━━ INFORMATION SHOWN ━━
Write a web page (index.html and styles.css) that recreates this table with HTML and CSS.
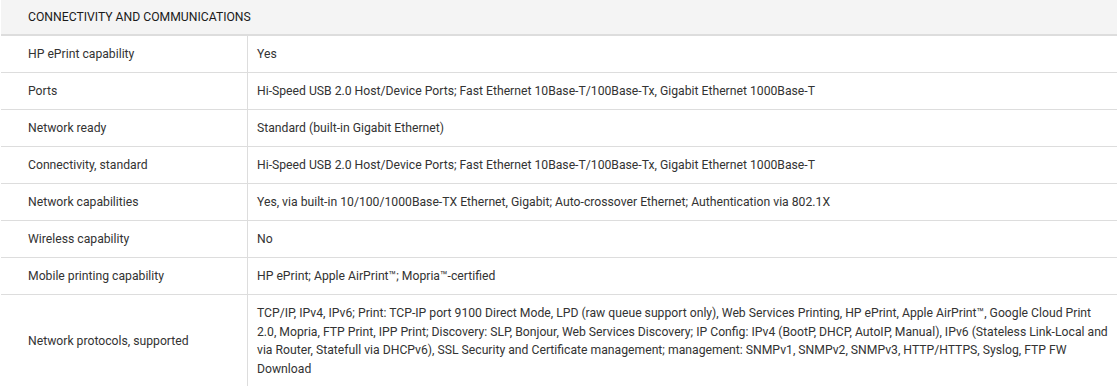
FILE: index.html
```html
<!DOCTYPE html>
<html lang="en">
<head>
  <meta charset="UTF-8" />
  <meta name="viewport" content="width=device-width, initial-scale=1.0" />
  <title>Specifications</title>
  <link rel="stylesheet" href="styles.css">
</head>
<body>

  <table class="specs">
    <thead>
      <tr>
        <th colspan="2">CONNECTIVITY AND COMMUNICATIONS</th>
      </tr>
    </thead>
    <tbody>
      <tr>
        <td class="spec-name">HP ePrint capability</td>
        <td class="spec-value">Yes</td>
      </tr>
      <tr>
        <td class="spec-name">Ports</td>
        <td class="spec-value">Hi-Speed USB 2.0 Host/Device Ports; Fast Ethernet 10Base-T/100Base-Tx, Gigabit Ethernet 1000Base-T</td>
      </tr>
      <tr>
        <td class="spec-name">Network ready</td>
        <td class="spec-value">Standard (built-in Gigabit Ethernet)</td>
      </tr>
      <tr>
        <td class="spec-name">Connectivity, standard</td>
        <td class="spec-value">Hi-Speed USB 2.0 Host/Device Ports; Fast Ethernet 10Base-T/100Base-Tx, Gigabit Ethernet 1000Base-T</td>
      </tr>
      <tr>
        <td class="spec-name">Network capabilities</td>
        <td class="spec-value">Yes, via built-in 10/100/1000Base-TX Ethernet, Gigabit; Auto-crossover Ethernet; Authentication via 802.1X</td>
      </tr>
      <tr>
        <td class="spec-name">Wireless capability</td>
        <td class="spec-value">No</td>
      </tr>
      <tr>
        <td class="spec-name">Mobile printing capability</td>
        <td class="spec-value">HP ePrint; Apple AirPrint™; Mopria™-certified</td>
      </tr>
      <tr>
        <td class="spec-name">Network protocols, supported</td>
        <td class="spec-value">TCP/IP, IPv4, IPv6; Print: TCP-IP port 9100 Direct Mode, LPD (raw queue support only), Web Services Printing, HP ePrint, Apple AirPrint™, Google Cloud Print 2.0, Mopria, FTP Print, IPP Print; Discovery: SLP, Bonjour, Web Services Discovery; IP Config: IPv4 (BootP, DHCP, AutoIP, Manual), IPv6 (Stateless Link-Local and via Router, Statefull via DHCPv6), SSL Security and Certificate management; management: SNMPv1, SNMPv2, SNMPv3, HTTP/HTTPS, Syslog, FTP FW Download</td>
      </tr>
    </tbody>
  </table>

</body>
</html>
```

FILE: styles.css
```css
* {
  margin: 0;
  padding: 0;
  box-sizing: border-box;
  font-family: Roboto, sans-serif;
}

body {
  background-color: #fff;
  color: #333;
  padding: 0 1px;
}

.specs {
  width: 1116px;
  border-collapse: separate;
  border-spacing: 0;
  font-size: 12.2px;
  line-height: 18.5px;
}

.specs th {
  background-color: #f4f4f4;
  text-align: left;
  font-weight: 400;
  color: #1a1a1a;
  padding: 7px 27px;
  height: 36px;
  border-bottom: 2px solid #ddd;
}

.specs td {
  padding: 9px 27px 8px;
  height: 37px;
  border-bottom: 1px solid #ddd;
  vertical-align: middle;
}

.spec-name {
  width: 247px;
  border-right: 1px solid #ddd;
}

.specs td.spec-value {
  padding-left: 9px;
  padding-right: 8px;
}
```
━━━
§ WHAT TO PRODUCE: Transcribe each line above verbatim, with the pictures left out.

§ ANSWER TO THIS TASK:
Write a web page (index.html and styles.css) that recreates this table with HTML and CSS.
FILE: index.html
```html
<!DOCTYPE html>
<html lang="en">
<head>
  <meta charset="UTF-8" />
  <meta name="viewport" content="width=device-width, initial-scale=1.0" />
  <title>Specifications</title>
  <link rel="stylesheet" href="styles.css">
</head>
<body>

  <table class="specs">
    <thead>
      <tr>
        <th colspan="2">CONNECTIVITY AND COMMUNICATIONS</th>
      </tr>
    </thead>
    <tbody>
      <tr>
        <td class="spec-name">HP ePrint capability</td>
        <td class="spec-value">Yes</td>
      </tr>
      <tr>
        <td class="spec-name">Ports</td>
        <td class="spec-value">Hi-Speed USB 2.0 Host/Device Ports; Fast Ethernet 10Base-T/100Base-Tx, Gigabit Ethernet 1000Base-T</td>
      </tr>
      <tr>
        <td class="spec-name">Network ready</td>
        <td class="spec-value">Standard (built-in Gigabit Ethernet)</td>
      </tr>
      <tr>
        <td class="spec-name">Connectivity, standard</td>
        <td class="spec-value">Hi-Speed USB 2.0 Host/Device Ports; Fast Ethernet 10Base-T/100Base-Tx, Gigabit Ethernet 1000Base-T</td>
      </tr>
      <tr>
        <td class="spec-name">Network capabilities</td>
        <td class="spec-value">Yes, via built-in 10/100/1000Base-TX Ethernet, Gigabit; Auto-crossover Ethernet; Authentication via 802.1X</td>
      </tr>
      <tr>
        <td class="spec-name">Wireless capability</td>
        <td class="spec-value">No</td>
      </tr>
      <tr>
        <td class="spec-name">Mobile printing capability</td>
        <td class="spec-value">HP ePrint; Apple AirPrint™; Mopria™-certified</td>
      </tr>
      <tr>
        <td class="spec-name">Network protocols, supported</td>
        <td class="spec-value">TCP/IP, IPv4, IPv6; Print: TCP-IP port 9100 Direct Mode, LPD (raw queue support only), Web Services Printing, HP ePrint, Apple AirPrint™, Google Cloud Print 2.0, Mopria, FTP Print, IPP Print; Discovery: SLP, Bonjour, Web Services Discovery; IP Config: IPv4 (BootP, DHCP, AutoIP, Manual), IPv6 (Stateless Link-Local and via Router, Statefull via DHCPv6), SSL Security and Certificate management; management: SNMPv1, SNMPv2, SNMPv3, HTTP/HTTPS, Syslog, FTP FW Download</td>
      </tr>
    </tbody>
  </table>

</body>
</html>
```

FILE: styles.css
```css
* {
  margin: 0;
  padding: 0;
  box-sizing: border-box;
  font-family: Roboto, sans-serif;
}

body {
  background-color: #fff;
  color: #333;
  padding: 0 1px;
}

.specs {
  width: 1116px;
  border-collapse: separate;
  border-spacing: 0;
  font-size: 12.2px;
  line-height: 18.5px;
}

.specs th {
  background-color: #f4f4f4;
  text-align: left;
  font-weight: 400;
  color: #1a1a1a;
  padding: 7px 27px;
  height: 36px;
  border-bottom: 2px solid #ddd;
}

.specs td {
  padding: 9px 27px 8px;
  height: 37px;
  border-bottom: 1px solid #ddd;
  vertical-align: middle;
}

.spec-name {
  width: 247px;
  border-right: 1px solid #ddd;
}

.specs td.spec-value {
  padding-left: 9px;
  padding-right: 8px;
}
```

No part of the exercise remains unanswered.